There is a section in there about simplicity – how people tend to like simplicity in languages. I feel like that’s correct but incomplete. People like to start with simple languages, I think because it means they can wrap their heads around the whole thing; but once people start having not-simple problems, and the language becomes a painpoint, they want to add new features to make the language more suitable. This is a natural thing to do, since the new feature seems ‘simple’ and the language is already known, it’s easy to add the new feature and absorb it into the language. Give this a few years though, and you start to have languages like Java – which started out as a ‘simpler C++’, and ended up being a very wide and complex language. Similar with C and C++; or Perl and Ruby; and so on.
Point being, ‘Simple’ is a luxury of the early adopter, problems tend not to remain within the scope of a simple language for long, and over time the complexity of any language will grow (in terms of not only core language features, but libraries and ecosystem).
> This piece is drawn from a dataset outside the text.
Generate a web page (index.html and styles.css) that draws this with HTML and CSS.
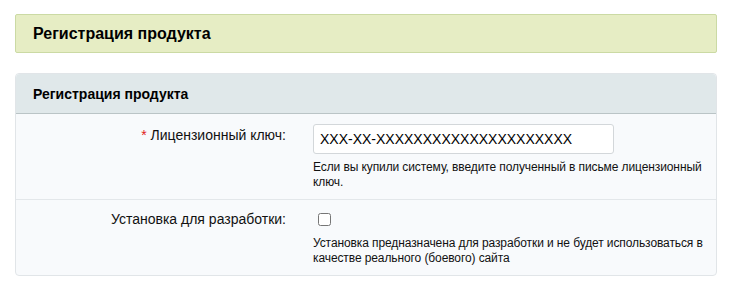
FILE: index.html
```html
<!DOCTYPE html>
<html>

<head>
  <link rel="stylesheet" href="styles.css">
</head>

<body>
  <div class="page-title">
    <h1>Регистрация продукта</h1>
  </div>

  <div class="panel">
    <div class="panel-head">Регистрация продукта</div>

    <div class="row">
      <label class="row-label" for="key"><span class="req">*</span> Лицензионный ключ:</label>
      <div class="row-value">
        <input type="text" id="key" class="text-input" value="XXX-XX-XXXXXXXXXXXXXXXXXXXXX">
        <div class="hint">Если вы купили систему, введите полученный в письме лицензионный ключ.</div>
      </div>
    </div>

    <div class="row row-last">
      <label class="row-label" for="dev">Установка для разработки:</label>
      <div class="row-value">
        <input type="checkbox" id="dev" class="check">
        <div class="hint">Установка предназначена для разработки и не будет использоваться в качестве реального (боевого) сайта</div>
      </div>
    </div>
  </div>
</body>

</html>
```

FILE: styles.css
```css
body {
  margin: 0;
  padding: 14px 16px 0 15px;
  background: #fff;
  color: #000;
  font-family: 'Liberation Sans', Arial, sans-serif;
  font-size: 14px;
}

.page-title {
  height: 37px;
  display: flex;
  align-items: center;
  padding: 0 17px;
  background: #e6edc4;
  border: 1px solid #cbdaa4;
  border-radius: 2px;
}

.page-title h1 {
  margin: 0;
  font-size: 16px;
  font-weight: bold;
}

.panel {
  margin-top: 20px;
  background: #f8fafc;
  border: 1px solid #e1e5e8;
  border-radius: 4px;
}

.panel-head {
  height: 39px;
  display: flex;
  align-items: center;
  padding: 0 17px;
  background: #e0e8ea;
  border-bottom: 1px solid #bac4c6;
  border-radius: 4px 4px 0 0;
  font-weight: bold;
}

.row {
  display: grid;
  grid-template-columns: 270px 1fr;
  column-gap: 27px;
  padding: 10px 1px 9px 0;
  border-bottom: 1px solid #e3e7ea;
}

.row-last {
  border-bottom: none;
  padding-top: 8px;
  padding-bottom: 9px;
}

.row-label {
  text-align: right;
  padding-top: 3px;
  line-height: 16px;
  color: #111;
}

.req {
  color: #e02020;
}

.text-input {
  display: block;
  width: 301px;
  height: 30px;
  box-sizing: border-box;
  margin: 0;
  padding: 0 6px;
  border: 1px solid #d3d7da;
  border-radius: 3px;
  background: #fff;
  font-family: 'Liberation Sans', Arial, sans-serif;
  font-size: 14px;
  color: #000;
}

.check {
  display: block;
  width: 13px;
  height: 13px;
  margin: 5px 0 0 5px;
}

.hint {
  margin-top: 6px;
  font-size: 12px;
  line-height: 15px;
  letter-spacing: -0.1px;
  color: #111;
}

.row-last .hint {
  margin-top: 10px;
}
```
That’s not bad, but I think it’s inaccurate to say Go is ‘simple’ and D is not; it’s better to say Go is new, and D is less new. It’s therefore natural that Go would have a smaller feature set than D, it’s simply had less time to accrue it’s featureset.
It doesn’t end there either – reframing in that way, the right question to ask with respect to complexity is more obvious – it’s not about present simplicity or complexity, but about the general direction of features and future of the language. Go, for instance, is tracking in a direction which emphasizes it’s suitability as a language which is valuable for basic systems programming for everyone – lacking a better term, it feels very populist. It’s not going to do anything astoundingly new, it’s just going to package good ideas in a way that is accessible. D, on the other hand, seems to be interested in providing a swiss-army knife of tools and techniques. It feels a lot more like C++ in this regard. If you have a problem, liberal application of D will solve it, in six ways, and leave you with a corkscrew and that little fucking screwdriver that always gets lost. They both have appropriate domains of use, and both should be considered on those merits, but I think it’s inaccurate to choose Go simply because it’s ‘simpler’ – it won’t remain that way, and it’s also ignoring that you don’t have to have complete understanding of a tool in order for it to be useful.
Go is ‘simple’ and D is not; it’s better to say Go is new, and D is less new
Hmm. Not sure that is true, I’m pretty sure I have heard / seen statements by the Go devs that they explicitly want the core language simple and put any complexity needed in libraries.
I get the impression the D devs have started with the C/C++ attitude “The language definition shall permit such efficiency that there must be no room for another language underneath it.”
Alas, silently C/C++ added, “We will never burn a CPU cycle to save a programmer from his stupidity” and “We will never make a decision that will make some large corporate compiler or CPU vendor unhappy with us.”
D, bless ‘em, have said “There are certain common stupid thing all programmers do and have done and will do again…. let’s design the language to catch as many of those at compile time, or even at runtime even if it does mean burning some CPU cycles.”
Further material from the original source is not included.